Simplifying the above expression, we have $\dfrac{dy}{dx}=\underset{h\to 0}{\mathop{\lim }}\,\dfrac{2\sin \left( \dfrac{x+h+x}{2} \right)\sin \left( \dfrac{x-\left( x+h \right)}{2} \right)}{h}=\underset{h\to 0}{\mathop{\lim }}\,\dfrac{\sin \left( x+\dfrac{h}{2} \right)\sin \left( \dfrac{-h}{2} \right)}{\dfrac{h}{2}}$.

We know that $\sin \left( -\theta \right)=-\sin \theta$.

Thus, we have $\dfrac{dy}{dx}=\underset{h\to 0}{\mathop{\lim }}\,\dfrac{\sin \left( x+\dfrac{h}{2} \right)\sin \left( \dfrac{-h}{2} \right)}{\dfrac{h}{2}}=-\underset{h\to 0}{\mathop{\lim }}\,\dfrac{\sin \left( x+\dfrac{h}{2} \right)\sin \left( \dfrac{h}{2} \right)}{\dfrac{h}{2}}$.

We know that $\underset{x\to 0}{\mathop{\lim }}\,\dfrac{\sin x}{x}=\underset{x\to 0}{\mathop{\lim }}\,\dfrac{\sin \left( \dfrac{x}{2} \right)}{\dfrac{x}{2}}=1$.

Thus, we have $\dfrac{dy}{dx}=-\underset{h\to 0}{\mathop{\lim }}\,\dfrac{\sin \left( x+\dfrac{h}{2} \right)\sin \left( \dfrac{h}{2} \right)}{\dfrac{h}{2}}=-\underset{h\to 0}{\mathop{\lim }}\,\sin \left( x+\dfrac{h}{2} \right)\times 1$.

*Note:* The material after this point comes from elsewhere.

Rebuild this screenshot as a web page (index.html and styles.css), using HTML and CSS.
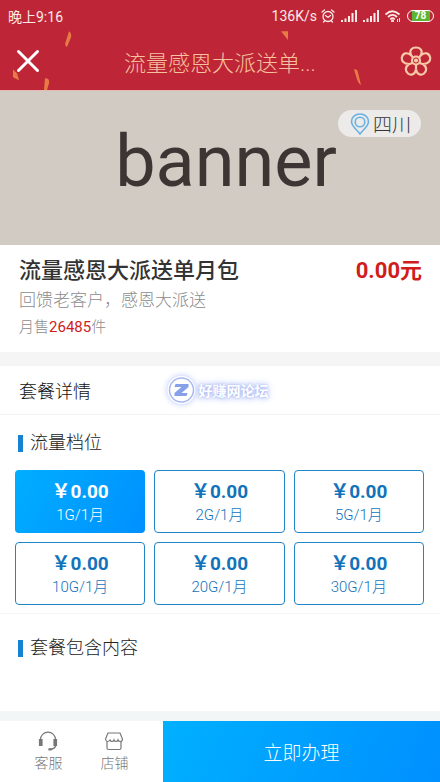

Applying the limit, we have $\dfrac{dy}{dx}=-\underset{h\to 0}{\mathop{\lim }}\,\sin \left( x+\dfrac{h}{2} \right)\times 1=-\sin \left( x+0 \right)=-\sin x$.

Hence, the first derivative of the function $y=\cos x$ is $\dfrac{dy}{dx}=-\sin x$.

Trigonometric functions are real functions which relate any angle of a right angled triangle to the ratios of any two of its sides. The widely used trigonometric functions are sine, cosine and tangent. However, we can also use their reciprocals, i.e., cosecant, secant and cotangent. We can use geometric definitions to express the value of these functions on various angles using unit circle (circle with radius 1).

We also write these trigonometric functions as infinite series or as solutions to differential equations. Thus, allowing us to expand the domain of these functions from the real line to the complex plane. One should be careful while using the trigonometric identities and rearranging the terms to convert from one trigonometric function to the other one.

Note: The instantaneous rate of change of a function with respect to the dependent variable is called the derivative of the function. The first derivative of any function represents the slope of the curve of that function. One must be careful while using limits to find the value of derivatives. Directly applying the limits will give an incorrect answer.